Integrating with a payment provider is a non-trivial undertaking, and once implemented, the payment integration will become a critical part of the business and system. Therefore picking a provider that is commercially viable and is a good fit for current and future business requirements is vital.

A key commercial consideration will be the transaction fees that a provider wants to charge. A more traditional payment provider such as Global Pay or The Access Group may offer more favourable transaction fees when compared to a provider such as Stripe or Braintree, however, it is worth considering the total cost of ownership for a payment solution.

Whilst a provider may have lower transaction fees compared to a competitor, this could be quickly negated if the developer experience is poor.

A poor developer experience will require the technical team to do more work to support the payment provider, which could add days, weeks or even months to the build cost.

A poor developer experience could look as follows:

  • Rudimentary API documentation
  • Access to APIs but no pre-built SDKs
  • No value-add off the shelf functionality

On the other hand, a good developer experience could look as follows:

  • Comprehensive API documentation
  • Access to APIs with pre-built SDKs in the language(s) you require for your technology stack
  • Ability to leverage off-the-shelf functionality so that you’d developers don’t have to build as much functionality from scratch.

Off-the-shelf vs Bespoke

Design choices around the business requirements and user experience for your payment system will determine whether you can leverage off-the-shelf functionality from your payment provider (assuming this is an option) or if you have to build everything from scratch.

For example, Stripe provides the option of using hosted payment pages. With a hosted payment page, Stripe hosts the checkout part of the user experience. Provided the use case is correct, this can work great, because there is no need to build a checkout within your application – you can just hand off the user to Stripe without needing to build all of the checkout logic yourself.

Whether or not this approach will work for you will depend on your specific use case and circumstances.

If your circumstances won’t allow you to leverage a hosted payment page, you may still be able to benefit from pre-built building blocks. For example, Braintree provides Drop-in UI, and Stripe provides Stripe Elements. Both of these options will allow you to build a checkout experience that is tailored to your needs without having to build everything from scratch.
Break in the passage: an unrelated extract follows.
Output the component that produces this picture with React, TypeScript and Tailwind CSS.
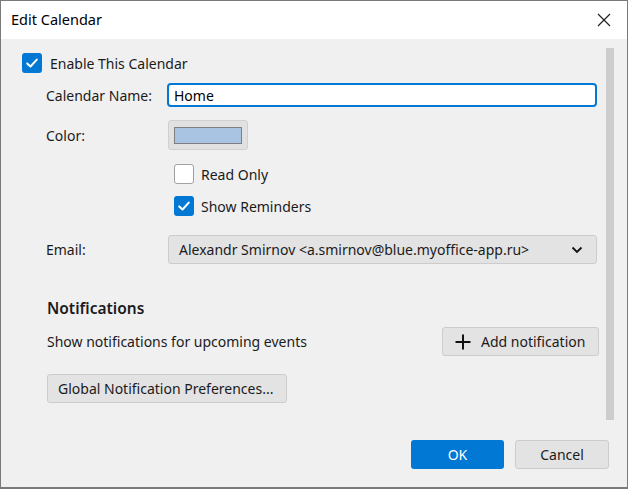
import React from "react";

const font = { fontFamily: '"Noto Sans", "Open Sans", sans-serif' };

function Check({ checked }: { checked: boolean }) {
  if (checked) {
    return (
      <div className="w-[20px] h-[20px] rounded-[3px] bg-[#0078d4] flex items-center justify-center shrink-0">
        <svg width="14" height="14" viewBox="0 0 14 14">
          <path d="M2.2 7.4 L5.5 10.5 L11.8 3.6" fill="none" stroke="white" strokeWidth="2" strokeLinecap="round" strokeLinejoin="round" />
        </svg>
      </div>
    );
  }
  return <div className="w-[20px] h-[20px] rounded-[3px] bg-white border border-[#a0a0a0] shrink-0" />;
}

export default function App() {
  return (
    <div style={font} className="w-[628px] h-[489px] border border-[#7a7a7a] border-b-2 flex flex-col text-[14px] text-[#1b1b1b] bg-[#f0f0f0] overflow-hidden whitespace-nowrap">
      <div className="h-[38px] shrink-0 bg-white flex items-center justify-between pl-[10px] pr-[16px]">
        <span className="text-[14.5px] text-black">Edit Calendar</span>
        <svg width="14" height="14" viewBox="0 0 14 14">
          <path d="M1 1 L13 13 M13 1 L1 13" stroke="#222" strokeWidth="1.2" />
        </svg>
      </div>
      <div className="flex-1 flex flex-col">
        <div className="flex h-[382px] shrink-0">
          <div className="flex-1 flex flex-col pl-[21px] pt-[14px]">
            <div className="flex items-center h-[20px] gap-[8px]">
              <Check checked />
              <span>Enable This Calendar</span>
            </div>
            <div className="flex items-center mt-[10px] h-[24px]">
              <span className="w-[145px] shrink-0 pl-[24px]">Calendar Name:</span>
              <div className="w-[430px] shrink-0 h-[24px] border-2 border-[#0078d4] rounded-[4px] bg-white flex items-center pl-[5px] text-black">
                Home
              </div>
            </div>
            <div className="flex items-center mt-[13px] h-[30px]">
              <span className="w-[146px] shrink-0 pl-[24px]">Color:</span>
              <div className="w-[80px] shrink-0 h-[30px] rounded-[3px] bg-[#e1e1e1] border border-[#d0d0d0] flex items-center justify-center">
                <div className="w-[68px] h-[17px] bg-[#a9c4e3] border border-[#7f7f7f]" />
              </div>
            </div>
            <div className="flex items-center mt-[14px] h-[20px] pl-[152px] gap-[7px]">
              <Check checked={false} />
              <span>Read Only</span>
            </div>
            <div className="flex items-center mt-[12px] h-[20px] pl-[152px] gap-[7px]">
              <Check checked />
              <span>Show Reminders</span>
            </div>
            <div className="flex items-center mt-[19px] h-[29px]">
              <span className="w-[146px] shrink-0 pl-[24px]">Email:</span>
              <div className="w-[429px] shrink-0 h-[29px] rounded-[3px] bg-[#e3e3e3] border border-[#cccccc] flex items-center justify-between pl-[10px] pr-[13px]">
                <span>Alexandr Smirnov &lt;a.smirnov@blue.myoffice-app.ru&gt;</span>
                <svg width="12" height="8" viewBox="0 0 12 8">
                  <path d="M1.5 1.5 L6 6 L10.5 1.5" fill="none" stroke="#111" strokeWidth="1.8" />
                </svg>
              </div>
            </div>
            <div className="mt-[34px] h-[22px] flex items-center pl-[25px] text-[15.5px] font-semibold">Notifications</div>
            <div className="flex items-center justify-between mt-[7px] h-[29px] pl-[25px] pr-[7px]">
              <span>Show notifications for upcoming events</span>
              <div className="w-[157px] shrink-0 h-[29px] rounded-[3px] bg-[#e3e3e3] border border-[#cccccc] flex items-center pl-[12px] gap-[10px]">
                <svg width="16" height="16" viewBox="0 0 16 16">
                  <path d="M8 0.5 V15.5 M0.5 8 H15.5" stroke="#111" strokeWidth="2" />
                </svg>
                <span>Add notification</span>
              </div>
            </div>
            <div className="mt-[18px] ml-[25px] w-[240px] h-[29px] rounded-[3px] bg-[#e3e3e3] border border-[#cccccc] flex items-center pl-[10px]">
              Global Notification Preferences...
            </div>
          </div>
          <div className="w-[21px] shrink-0 pt-[9px]">
            <div className="w-[8px] h-[372px] bg-[#cdcdcd]" />
          </div>
        </div>
        <div className="flex justify-end gap-[11px] pr-[18px] mt-[19px]">
          <div className="w-[93px] h-[29px] rounded-[3px] bg-[#0078d4] text-white flex items-center justify-center">OK</div>
          <div className="w-[94px] h-[29px] rounded-[3px] bg-[#e3e3e3] border border-[#cccccc] flex items-center justify-center">Cancel</div>
        </div>
      </div>
    </div>
  );
}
At the extreme end, you may require an entirely custom user experience and a set of business requirements that require you to go entirely bespoke with your payment process. This is entirely possible but will naturally require the most development effort when compared to the other options.

In summary:

  • Hosted or External Payment Pages
    Often requires the least development effort when compared to alternative options, however the functionality and user experience is usually limited to what the provider allows to be configured. 
  • Drop-in UI/Elements
    A payment provider may provide elements or components which can be used to build out the payment experience. This will often do a considerable amount of the heavy lifting for you. Whilst this often requires more development effort than Hosted/External payment pages, this usually provides the necessary level of flexibility to allow the user experience and business requirements to be satisfied. 
  • Entirely Bespoke
    This option almost always requires the most development effort to achieve. However, if you have particular business and UX requirements that aren’t satisfied by the alternatives, this option will allow you to build what you need for your business.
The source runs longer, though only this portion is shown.